Antoni Macierewicz zachowuje się, jakby kierował obroną oblężonej twierdzy. Polityk PiS: – Nikomu nie ufa. Uważa, że ktoś na niego czyha.
Nasze źródła w MON mówią, że Macierewicz zarządził przebudowę bezpiecznego pomieszczenia – tak zwanego bunkra – w budynku przy ulicy Klonowej, gdzie urzęduje. Ma być wyposażone w dodatkową aparaturę eliminującą możliwość podsłuchu. – Pomieszczenie było wyposażone dobrze, ale pan minister uważa, że budynek jest zbyt blisko rosyjskiej ambasady i nie jest bezpiecznie. Ma obsesję sprawdzania wszystkiego – opowiada nasz rozmówca.
Szczegółowe i częste są kontrole pirotechniczne. Sprawdzane są nawet pomieszczenia przy Klonowej, do których dostęp ma naprawdę ograniczona liczba osób. A także samochody i samolot transportowy Casa, z którego minister z upodobaniem korzysta. Z ochroną osobistą jest podobnie. Podczas niektórych imprez jest większa niż ta, z której korzysta prezydent.
OSOBA ZWIĄZANA Z JEDNOSTKĄ GROM
„Od razu dało się zauważyć, że pan minister GROM nie ufa. Tak jakby się obawiał, że możemy być narzędziem jakiegoś puczu”.
Generał w stanie spoczynku: – To zabawne, ale nawet młody wiceminister Bartosz Kownacki ma dwóch ochroniarzy. Poprzednio zastępcy ministra mieli zazwyczaj kierowcę i tyle.
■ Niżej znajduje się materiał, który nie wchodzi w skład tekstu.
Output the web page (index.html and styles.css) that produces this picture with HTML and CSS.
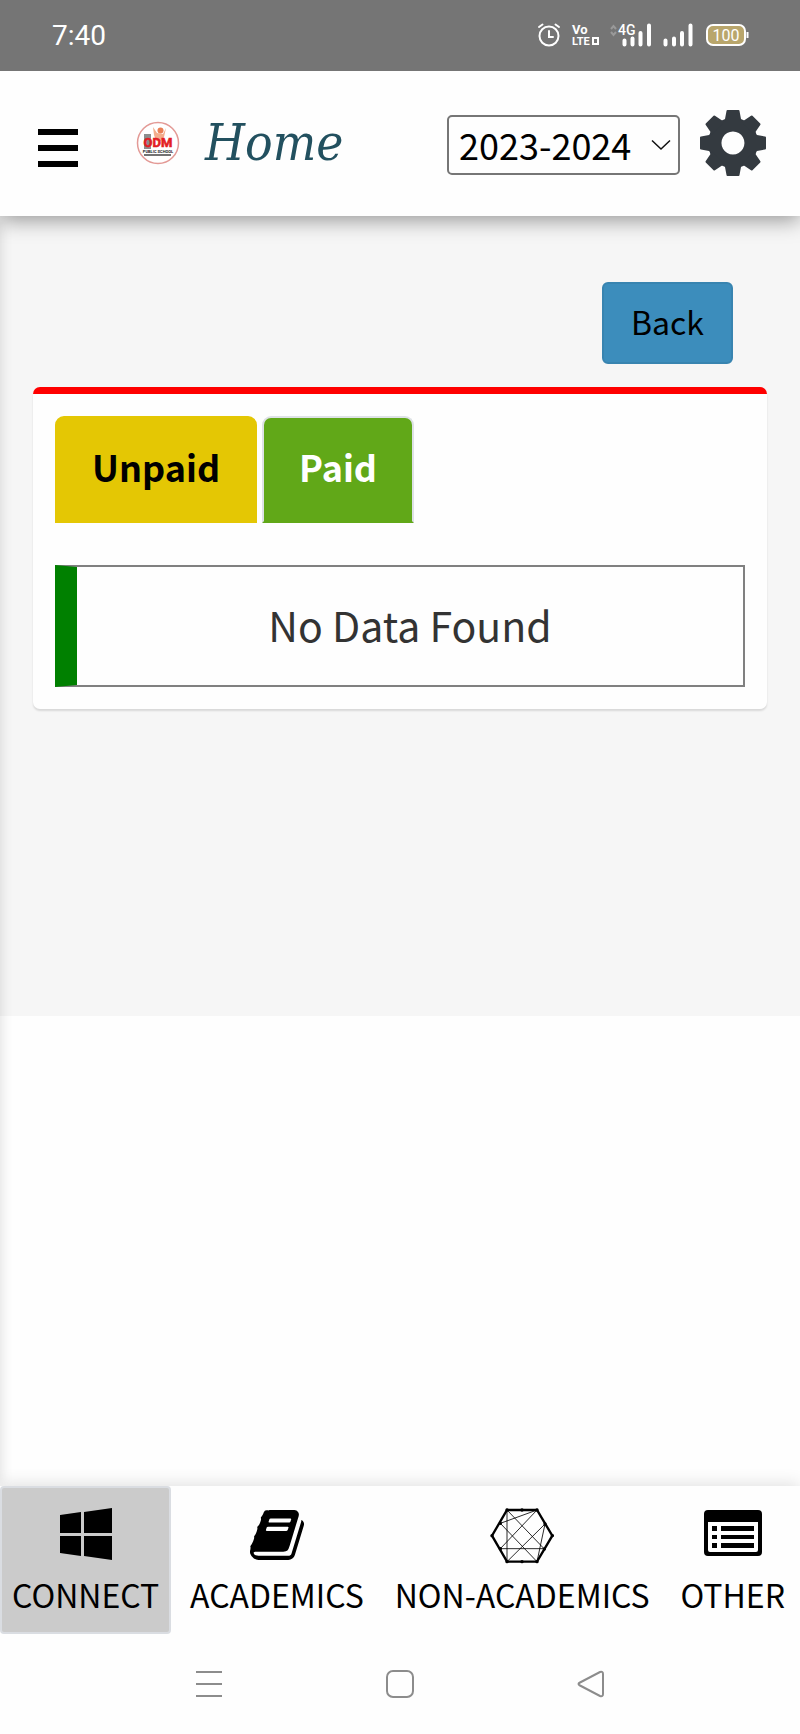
FILE: index.html
```html
<!DOCTYPE html>
<html lang="en">
<head>
<meta charset="utf-8">
<meta name="viewport" content="width=device-width, initial-scale=1">
<title>Home</title>
<link rel="stylesheet" href="styles.css">
</head>
<body>
<div class="status">
  <span class="clock">7:40</span>
  <svg class="status-icons" width="212" height="26" viewBox="0 0 212 26" aria-hidden="true">
    <g fill="none" stroke="#fff" stroke-width="2" stroke-linecap="round">
      <circle cx="11" cy="13" r="9.500"/>
      <path d="M11 8v6h4M1 4l3.500-2.500M21 4l-3.500-2.500"/>
    </g>
    <g fill="#fff" font-weight="700" font-family="Roboto, sans-serif">
      <text x="34" y="11" font-size="13">Vo</text>
      <text x="34" y="22" font-size="11">LTE</text>
      <text x="80" y="12" font-size="14" font-weight="500">4G</text>
    </g>
    <path d="M54 14h7v8h-7zM56 16v4h3v-4z" fill="#fff" fill-rule="evenodd"/>
    <path d="M73 6l2.500-3 2.500 3M73 9l2.500 3 2.500-3" fill="none" stroke="#999" stroke-width="2"/>
    <path d="M86.500 17.500v4M94.500 15.500v6M102.500 10v11.500M111 2.500v19M127.500 17.500v4M136 15.500v6M144 10v11.500M152.500 2.500v19" stroke="#fff" stroke-width="4" stroke-linecap="round"/>
    <rect x="169" y="2" width="38" height="20" rx="6" fill="#b9a66c" stroke="#fff" stroke-width="2"/>
    <path d="M209.500 9v6" stroke="#fff" stroke-width="2"/>
    <text x="188" y="18" font-size="16" fill="#fff" text-anchor="middle" font-family="Roboto, sans-serif">100</text>
  </svg>
</div>

<header class="header">
  <button class="burger" type="button" aria-label="Menu"><span></span><span></span><span></span></button>
  <svg class="logo" width="44" height="44" viewBox="0 0 44 44" role="img" aria-label="ODM Public School">
    <circle cx="22" cy="22" r="20.500" fill="#fff" stroke="#e39a96" stroke-width="1.500"/>
    <path d="M8 13h7v15H8z" fill="#8d8d8d"/>
    <path d="M17 6l4 6 6 1 3-6-2 9-3 4h-5l-2-6z" fill="#f3ad8c"/>
    <circle cx="24.500" cy="9.500" r="3" fill="#ea7f55"/>
    <text x="22" y="26" text-anchor="middle" font-family="Roboto, sans-serif" font-size="13" font-weight="700" fill="#e31e24" stroke="#e31e24" stroke-width=".6">ODM</text>
    <text x="22" y="32" text-anchor="middle" font-family="Roboto, sans-serif" font-size="4" font-weight="700" fill="#222">PUBLIC SCHOOL</text>
    <path d="M8 34h27" stroke="#444" stroke-width="1.500"/>
  </svg>
  <h1 class="title">Home</h1>
  <div class="year">
    <select aria-label="Academic year"><option>2023-2024</option></select>
    <svg class="chevron" width="20" height="12" viewBox="0 0 20 12" aria-hidden="true"><path d="M1 1.500l9 8.500 9-8.500" fill="none" stroke="#111" stroke-width="1.500"/></svg>
  </div>
  <button class="gear" type="button" aria-label="Settings">
    <svg width="66" height="66" viewBox="-33 -33 66 66" fill="#343a40" aria-hidden="true">
      <path d="M0-25a25 25 0 1 0 .1 0zM0-11.500a11.500 11.500 0 1 1-.1 0z" fill-rule="evenodd"/>
      <path id="tooth" d="M-5.500-33h11q1 0 1 1l1.500 8q.5 2 3 3h-22q2.500-1 3-3l1.500-8q0-1 1-1z"/>
      <use href="#tooth" transform="rotate(45)"/><use href="#tooth" transform="rotate(90)"/><use href="#tooth" transform="rotate(135)"/><use href="#tooth" transform="rotate(180)"/><use href="#tooth" transform="rotate(225)"/><use href="#tooth" transform="rotate(270)"/><use href="#tooth" transform="rotate(315)"/>
    </svg>
  </button>
</header>

<div class="page">
  <main class="content">
    <div class="actions"><button class="back" type="button">Back</button></div>
    <section class="card">
      <div class="tabs" role="tablist">
        <button class="tab unpaid" type="button" role="tab" aria-selected="true">Unpaid</button>
        <button class="tab paid" type="button" role="tab" aria-selected="false">Paid</button>
      </div>
      <p class="notice">No Data Found</p>
    </section>
  </main>
</div>

<nav class="bottom">
  <a class="item active" href="#connect">
    <svg width="52" height="52" viewBox="0 0 52 52" aria-hidden="true"><path d="M0 7l21-3v21H0zM24 4l28-4v25H24zM0 28h21v20L0 45zM24 28h28v24l-28-4z"/></svg>
    <span>CONNECT</span>
  </a>
  <a class="item" href="#academics">
    <svg width="54" height="52" viewBox="0 64 1664 1600" aria-hidden="true"><path d="M1639 478q40 57 18 129l-275 906q-19 64-76.500 107.500t-122.500 43.500h-923q-77 0-148.500-53.500t-99.500-131.500q-24-67-2-127 0-4 3-27t4-37q1-8-3-21.500t-3-19.500q2-11 8-21t16.500-23.500 16.500-23.500q23-38 45-91.500t30-91.500q3-10 .5-30t-.5-28q3-11 17-28t17-23q21-36 42-92t25-90q1-9-2.500-32t.5-28q4-13 22-30.500t22-22.500q19-26 42.500-84.500t27.500-96.500q1-8-3-25.500t-2-26.500q2-8 9-18t18-23 17-21q8-12 16.500-30.500t15-35 16-36 19.500-32 26.500-23.500 36-11.500 47.500 5.500l-1 3q38-9 51-9h761q74 0 114 56t18 130l-274 906q-36 119-71.500 153.500t-128.500 34.500h-869q-27 0-38 15-11 16-1 43 24 70 144 70h923q29 0 56-15.500t35-41.500l300-987q7-22 5-57 38 15 59 43zm-1064 2q-4 13 2 22.500t20 9.500h608q13 0 25.500-9.500t16.500-22.500l21-64q4-13-2-22.500t-20-9.500h-608q-13 0-25.500 9.500t-16.500 22.500zm-83 256q-4 13 2 22.500t20 9.500h608q13 0 25.500-9.500t16.500-22.500l21-64q4-13-2-22.500t-20-9.500h-608q-13 0-25.500 9.500t-16.500 22.500z"/></svg>
    <span>ACADEMICS</span>
  </a>
  <a class="item" href="#non-academics">
    <svg width="64" height="56" viewBox="61 48 192 168" fill="none" stroke="#000" aria-hidden="true">
      <path d="M112 54h90l46 77-46 78h-90l-45-78z" stroke-width="7"/>
      <path d="M112 54v155M112 54l112 117M202 54L92 94M202 54L92 170M92 94l110 115M226 96L112 209M226 96l-24 113M92 170h132" stroke-width="2.500"/>
      <path d="M112 54h.1M202 54h.1M248 131h.1M202 209h.1M112 209h.1M67 131h.1M92 94h.1M226 96h.1M92 170h.1M224 171h.1M157 54h.1M157 209h.1" stroke-width="10" stroke-linecap="round"/>
    </svg>
    <span>NON-ACADEMICS</span>
  </a>
  <a class="item" href="#other">
    <svg width="60" height="52" viewBox="0 0 60 52" aria-hidden="true">
      <path d="M5 2h50q4 0 4 4v38q0 4-4 4H5q-4 0-4-4V6q0-4 4-4zM5 14v28q0 2 2 2h46q2 0 2-2V14z" fill-rule="evenodd"/>
      <path d="M9 18h5v5H9zM9 27h5v4H9zM9 35h5v5H9zM18 18h33v5H18zM18 27h33v4H18zM18 35h33v5H18z"/>
    </svg>
    <span>OTHER</span>
  </a>
</nav>

<div class="system">
  <button type="button" aria-label="Recent apps"><svg width="28" height="28" viewBox="0 0 28 28"><path d="M1 2h26M1 14h26M1 26h26"/></svg></button>
  <button type="button" aria-label="Home screen"><svg width="28" height="28" viewBox="0 0 28 28"><rect x="1" y="1" width="26" height="26" rx="6"/></svg></button>
  <button type="button" aria-label="Go back"><svg width="28" height="28" viewBox="0 0 28 28"><path d="M3 12.500L23 2q3-1 3 2v20q0 3-3 2L3 15.500q-3-1.500 0-3z"/></svg></button>
</div>
</body>
</html>
```

FILE: styles.css
```css
* { box-sizing: border-box; }

body {
  margin: 0;
  min-height: 100vh;
  display: flex;
  flex-direction: column;
  background: #fefefe;
  color: #000;
  font-family: "Noto Sans CJK SC", "Noto Sans", sans-serif;
  font-size: 32px;
}

button, select {
  margin: 0;
  padding: 0;
  border: 0;
  background: none;
  color: inherit;
  font: inherit;
}

svg { display: block; flex: none; }

.status {
  display: flex;
  align-items: center;
  justify-content: space-between;
  height: 71px;
  padding: 0 50px 0 52px;
  background: #757575;
  color: #fff;
}

.status-icons { overflow: visible; }

.clock {
  font-family: Roboto, sans-serif;
  font-size: 28px;
  line-height: 32px;
}

.header {
  position: relative;
  display: flex;
  align-items: center;
  height: 145px;
  padding: 0 34px 2px 38px;
  background: #fefefe;
  box-shadow: 0 4px 20px rgba(0, 0, 0, .4);
  clip-path: inset(0 0 -40px 0);
  z-index: 1;
}

.burger {
  display: grid;
  gap: 10px;
  width: 40px;
  padding-top: 10px;
}

.burger span { height: 6px; background: #000; }

.logo { margin-left: 58px; }

.title {
  margin: 0 auto 0 25px;
  color: #22505f;
  font: italic 400 51px/60px "DejaVu Serif Condensed", "DejaVu Serif", serif;
}

.year {
  position: relative;
  padding-top: 4px;
}

.year select {
  display: block;
  width: 233px;
  height: 60px;
  padding: 0 10px 2px;
  appearance: none;
  border: 2px solid #767676;
  border-radius: 5px;
  font-size: 36px;
  line-height: 54px;
}

.chevron {
  position: absolute;
  top: 28px;
  right: 9px;
  pointer-events: none;
}

.gear { margin-left: 20px; }

.page {
  position: relative;
  flex: 1;
  overflow: hidden;
}

/* Edge shadow of the closed side drawer */
.page::before {
  content: "";
  position: absolute;
  inset: 0 100% 0 -20px;
  box-shadow: 0 0 14px rgba(0, 0, 0, .14);
}

.content {
  min-height: 800px;
  padding: 66px 33px 0;
  background: #f6f6f6;
}

.actions {
  display: flex;
  justify-content: flex-end;
  padding: 0 34px 22px 0;
}

.back {
  height: 82px;
  margin-bottom: 1px;
  padding: 0 27px 5px;
  border: 2px solid #3884b0;
  border-radius: 6px;
  background: #3c8dbc;
}

.card {
  padding: 22px;
  border-top: 7px solid #f00;
  border-radius: 7px;
  background: #fefefe;
  box-shadow: 0 2px 2px rgba(0, 0, 0, .12);
}

.tabs { display: flex; gap: 5px; }

.tab {
  height: 107px;
  padding: 0 35px 7px;
  border: 2px solid #dee2e6;
  border-radius: 9px 9px 0 0;
  font-size: 36px;
  font-weight: 700;
}

.unpaid { border-color: #e4c704; background: #e4c704; }

.paid {
  border-bottom-color: #61a818;
  background: #61a818;
  color: #fff;
}

.notice {
  margin: 42px 0 0;
  padding: 27px 0 31px;
  border: 2px solid #808080;
  border-left: 22px solid #008000;
  color: #333;
  font-size: 41px;
  line-height: 60px;
  text-align: center;
}

.bottom {
  position: relative;
  display: flex;
  justify-content: space-between;
  padding-right: 3px;
  background: #fefefe;
  box-shadow: 0 -2px 16px rgba(0, 0, 0, .12);
  clip-path: inset(-30px 0 0 0);
}

.item {
  display: flex;
  flex-direction: column;
  align-items: center;
  justify-content: space-between;
  height: 148px;
  padding: 20px 10px 16px;
  border: 2px solid transparent;
  border-radius: 4px;
  color: #000;
  line-height: 44px;
  text-decoration: none;
}

.active { border-color: #dadde2; background: #cbcbcb; }

.system {
  display: flex;
  justify-content: center;
  align-items: center;
  gap: 163px;
  height: 100px;
  background: #fefefe;
}

.system svg { fill: none; stroke: #8c8c8c; stroke-width: 2; }
```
Osoba związana z jednostką GROM: – Od razu dało się zauważyć, że pan minister GROM nie ufa. Tak jakby się obawiał, że możemy być narzędziem jakiegoś puczu. To było dziwaczne, ale zauważyliśmy, że chce stworzyć jakąś przeciwwagę dla nas. Zaczął gwałtownie wspierać żandarmerię.
Jeden z wyższych rangą dowódców: Z Obrony Terytorialnej odchodzą ludzie. Paliwo zużywamy głównie na wyjazdy na festyny i pokazy dla ludności cywilnej. Brakuje amunicji, nie strzelamy.
Najważniejszy jest dla niego Oddział Specjalny Żandarmerii Wojskowej – ten właśnie, który chroni ministra. Jak podawał Onet, żołnierze z tego oddziału mają wynajęty lokal naprzeciwko mieszkania Macierewicza, by skuteczniej dbać o jego bezpieczeństwo.
Polityk PiS: – Żeby pokazać im, że lojalność popłaca, żandarmi dostali takie dodatki, że zarabiali tak jak GROM. Do tego niemal nieograniczony budżet na sprzęt. Mają teraz takie zabawki, że nawet policji, która na co dzień zajmuje się śledztwami i pracą operacyjną, opadły szczęki.